[Goal] Transcribe the material word for word, but without the images.

## Begin Collected data

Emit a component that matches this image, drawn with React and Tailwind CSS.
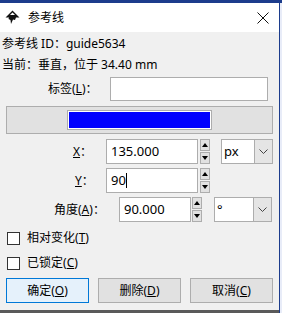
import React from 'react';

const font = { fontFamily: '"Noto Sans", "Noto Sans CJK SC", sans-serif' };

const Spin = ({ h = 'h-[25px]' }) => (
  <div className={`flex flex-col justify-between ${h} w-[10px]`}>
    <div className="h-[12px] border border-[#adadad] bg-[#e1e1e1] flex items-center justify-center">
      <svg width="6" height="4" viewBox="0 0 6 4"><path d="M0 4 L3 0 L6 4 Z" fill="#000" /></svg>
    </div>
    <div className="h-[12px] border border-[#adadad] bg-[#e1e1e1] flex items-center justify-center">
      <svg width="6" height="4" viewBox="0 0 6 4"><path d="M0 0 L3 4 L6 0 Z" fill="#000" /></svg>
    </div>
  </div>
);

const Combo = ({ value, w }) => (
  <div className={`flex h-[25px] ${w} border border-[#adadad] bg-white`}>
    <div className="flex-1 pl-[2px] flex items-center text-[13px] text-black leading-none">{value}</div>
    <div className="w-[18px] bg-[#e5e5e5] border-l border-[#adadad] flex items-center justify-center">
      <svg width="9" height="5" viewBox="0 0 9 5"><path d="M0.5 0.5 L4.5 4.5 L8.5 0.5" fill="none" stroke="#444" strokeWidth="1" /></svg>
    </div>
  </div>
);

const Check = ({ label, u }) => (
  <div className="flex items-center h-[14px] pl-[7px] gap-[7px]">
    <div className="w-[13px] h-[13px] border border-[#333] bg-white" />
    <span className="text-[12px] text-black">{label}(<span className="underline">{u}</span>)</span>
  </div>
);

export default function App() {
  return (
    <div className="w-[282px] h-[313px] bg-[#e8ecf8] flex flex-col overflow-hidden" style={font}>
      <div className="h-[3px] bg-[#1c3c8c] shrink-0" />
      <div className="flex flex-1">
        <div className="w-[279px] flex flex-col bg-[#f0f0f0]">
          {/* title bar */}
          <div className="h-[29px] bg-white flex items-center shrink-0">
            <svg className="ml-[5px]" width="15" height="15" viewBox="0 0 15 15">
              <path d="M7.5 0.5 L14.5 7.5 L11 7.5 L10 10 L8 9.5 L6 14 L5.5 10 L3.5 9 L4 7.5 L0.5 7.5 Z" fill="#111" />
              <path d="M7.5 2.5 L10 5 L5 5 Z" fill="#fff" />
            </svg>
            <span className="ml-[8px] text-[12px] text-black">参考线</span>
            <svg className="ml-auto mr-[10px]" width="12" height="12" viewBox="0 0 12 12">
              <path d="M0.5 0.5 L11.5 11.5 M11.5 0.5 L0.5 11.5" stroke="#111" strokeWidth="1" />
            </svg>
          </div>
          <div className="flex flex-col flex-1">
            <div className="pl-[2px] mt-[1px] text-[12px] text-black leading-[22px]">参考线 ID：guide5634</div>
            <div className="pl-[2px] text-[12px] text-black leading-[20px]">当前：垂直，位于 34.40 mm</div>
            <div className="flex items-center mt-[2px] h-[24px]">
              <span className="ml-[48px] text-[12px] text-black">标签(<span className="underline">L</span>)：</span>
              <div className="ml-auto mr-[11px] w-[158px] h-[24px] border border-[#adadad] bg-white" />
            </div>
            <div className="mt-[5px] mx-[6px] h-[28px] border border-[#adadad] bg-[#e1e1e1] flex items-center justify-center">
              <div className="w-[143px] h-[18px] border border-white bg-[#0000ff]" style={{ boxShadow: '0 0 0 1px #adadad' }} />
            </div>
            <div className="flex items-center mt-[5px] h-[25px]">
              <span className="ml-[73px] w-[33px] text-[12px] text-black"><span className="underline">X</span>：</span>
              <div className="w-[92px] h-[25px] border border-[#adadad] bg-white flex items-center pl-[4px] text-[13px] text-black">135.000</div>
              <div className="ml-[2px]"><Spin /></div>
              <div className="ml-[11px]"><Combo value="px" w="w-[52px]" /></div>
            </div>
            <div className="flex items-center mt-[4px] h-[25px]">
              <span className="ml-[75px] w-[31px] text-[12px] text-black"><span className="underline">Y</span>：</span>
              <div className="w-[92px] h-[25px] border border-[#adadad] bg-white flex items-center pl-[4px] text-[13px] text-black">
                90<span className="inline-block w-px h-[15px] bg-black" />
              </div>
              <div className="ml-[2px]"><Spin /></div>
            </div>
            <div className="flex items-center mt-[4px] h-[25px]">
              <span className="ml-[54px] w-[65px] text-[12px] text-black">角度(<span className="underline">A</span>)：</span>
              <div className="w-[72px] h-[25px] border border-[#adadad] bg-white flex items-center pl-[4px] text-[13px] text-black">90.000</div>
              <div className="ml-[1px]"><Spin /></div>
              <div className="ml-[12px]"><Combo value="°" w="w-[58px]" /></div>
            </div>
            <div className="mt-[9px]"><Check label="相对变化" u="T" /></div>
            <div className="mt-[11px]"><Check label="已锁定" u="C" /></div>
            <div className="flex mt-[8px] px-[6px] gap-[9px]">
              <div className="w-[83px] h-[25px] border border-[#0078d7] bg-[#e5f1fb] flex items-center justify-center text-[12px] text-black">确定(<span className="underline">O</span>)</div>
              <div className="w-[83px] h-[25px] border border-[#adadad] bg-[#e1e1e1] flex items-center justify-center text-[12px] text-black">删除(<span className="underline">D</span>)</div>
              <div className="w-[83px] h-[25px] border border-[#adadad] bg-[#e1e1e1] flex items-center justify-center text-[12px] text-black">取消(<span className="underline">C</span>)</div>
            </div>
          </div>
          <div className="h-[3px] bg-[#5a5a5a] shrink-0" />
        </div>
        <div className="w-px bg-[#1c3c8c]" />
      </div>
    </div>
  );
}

## End Collected data

[Expected output]
Emit a component that matches this image, drawn with React and Tailwind CSS.
import React from 'react';

const font = { fontFamily: '"Noto Sans", "Noto Sans CJK SC", sans-serif' };

const Spin = ({ h = 'h-[25px]' }) => (
  <div className={`flex flex-col justify-between ${h} w-[10px]`}>
    <div className="h-[12px] border border-[#adadad] bg-[#e1e1e1] flex items-center justify-center">
      <svg width="6" height="4" viewBox="0 0 6 4"><path d="M0 4 L3 0 L6 4 Z" fill="#000" /></svg>
    </div>
    <div className="h-[12px] border border-[#adadad] bg-[#e1e1e1] flex items-center justify-center">
      <svg width="6" height="4" viewBox="0 0 6 4"><path d="M0 0 L3 4 L6 0 Z" fill="#000" /></svg>
    </div>
  </div>
);

const Combo = ({ value, w }) => (
  <div className={`flex h-[25px] ${w} border border-[#adadad] bg-white`}>
    <div className="flex-1 pl-[2px] flex items-center text-[13px] text-black leading-none">{value}</div>
    <div className="w-[18px] bg-[#e5e5e5] border-l border-[#adadad] flex items-center justify-center">
      <svg width="9" height="5" viewBox="0 0 9 5"><path d="M0.5 0.5 L4.5 4.5 L8.5 0.5" fill="none" stroke="#444" strokeWidth="1" /></svg>
    </div>
  </div>
);

const Check = ({ label, u }) => (
  <div className="flex items-center h-[14px] pl-[7px] gap-[7px]">
    <div className="w-[13px] h-[13px] border border-[#333] bg-white" />
    <span className="text-[12px] text-black">{label}(<span className="underline">{u}</span>)</span>
  </div>
);

export default function App() {
  return (
    <div className="w-[282px] h-[313px] bg-[#e8ecf8] flex flex-col overflow-hidden" style={font}>
      <div className="h-[3px] bg-[#1c3c8c] shrink-0" />
      <div className="flex flex-1">
        <div className="w-[279px] flex flex-col bg-[#f0f0f0]">
          {/* title bar */}
          <div className="h-[29px] bg-white flex items-center shrink-0">
            <svg className="ml-[5px]" width="15" height="15" viewBox="0 0 15 15">
              <path d="M7.5 0.5 L14.5 7.5 L11 7.5 L10 10 L8 9.5 L6 14 L5.5 10 L3.5 9 L4 7.5 L0.5 7.5 Z" fill="#111" />
              <path d="M7.5 2.5 L10 5 L5 5 Z" fill="#fff" />
            </svg>
            <span className="ml-[8px] text-[12px] text-black">参考线</span>
            <svg className="ml-auto mr-[10px]" width="12" height="12" viewBox="0 0 12 12">
              <path d="M0.5 0.5 L11.5 11.5 M11.5 0.5 L0.5 11.5" stroke="#111" strokeWidth="1" />
            </svg>
          </div>
          <div className="flex flex-col flex-1">
            <div className="pl-[2px] mt-[1px] text-[12px] text-black leading-[22px]">参考线 ID：guide5634</div>
            <div className="pl-[2px] text-[12px] text-black leading-[20px]">当前：垂直，位于 34.40 mm</div>
            <div className="flex items-center mt-[2px] h-[24px]">
              <span className="ml-[48px] text-[12px] text-black">标签(<span className="underline">L</span>)：</span>
              <div className="ml-auto mr-[11px] w-[158px] h-[24px] border border-[#adadad] bg-white" />
            </div>
            <div className="mt-[5px] mx-[6px] h-[28px] border border-[#adadad] bg-[#e1e1e1] flex items-center justify-center">
              <div className="w-[143px] h-[18px] border border-white bg-[#0000ff]" style={{ boxShadow: '0 0 0 1px #adadad' }} />
            </div>
            <div className="flex items-center mt-[5px] h-[25px]">
              <span className="ml-[73px] w-[33px] text-[12px] text-black"><span className="underline">X</span>：</span>
              <div className="w-[92px] h-[25px] border border-[#adadad] bg-white flex items-center pl-[4px] text-[13px] text-black">135.000</div>
              <div className="ml-[2px]"><Spin /></div>
              <div className="ml-[11px]"><Combo value="px" w="w-[52px]" /></div>
            </div>
            <div className="flex items-center mt-[4px] h-[25px]">
              <span className="ml-[75px] w-[31px] text-[12px] text-black"><span className="underline">Y</span>：</span>
              <div className="w-[92px] h-[25px] border border-[#adadad] bg-white flex items-center pl-[4px] text-[13px] text-black">
                90<span className="inline-block w-px h-[15px] bg-black" />
              </div>
              <div className="ml-[2px]"><Spin /></div>
            </div>
            <div className="flex items-center mt-[4px] h-[25px]">
              <span className="ml-[54px] w-[65px] text-[12px] text-black">角度(<span className="underline">A</span>)：</span>
              <div className="w-[72px] h-[25px] border border-[#adadad] bg-white flex items-center pl-[4px] text-[13px] text-black">90.000</div>
              <div className="ml-[1px]"><Spin /></div>
              <div className="ml-[12px]"><Combo value="°" w="w-[58px]" /></div>
            </div>
            <div className="mt-[9px]"><Check label="相对变化" u="T" /></div>
            <div className="mt-[11px]"><Check label="已锁定" u="C" /></div>
            <div className="flex mt-[8px] px-[6px] gap-[9px]">
              <div className="w-[83px] h-[25px] border border-[#0078d7] bg-[#e5f1fb] flex items-center justify-center text-[12px] text-black">确定(<span className="underline">O</span>)</div>
              <div className="w-[83px] h-[25px] border border-[#adadad] bg-[#e1e1e1] flex items-center justify-center text-[12px] text-black">删除(<span className="underline">D</span>)</div>
              <div className="w-[83px] h-[25px] border border-[#adadad] bg-[#e1e1e1] flex items-center justify-center text-[12px] text-black">取消(<span className="underline">C</span>)</div>
            </div>
          </div>
          <div className="h-[3px] bg-[#5a5a5a] shrink-0" />
        </div>
        <div className="w-px bg-[#1c3c8c]" />
      </div>
    </div>
  );
}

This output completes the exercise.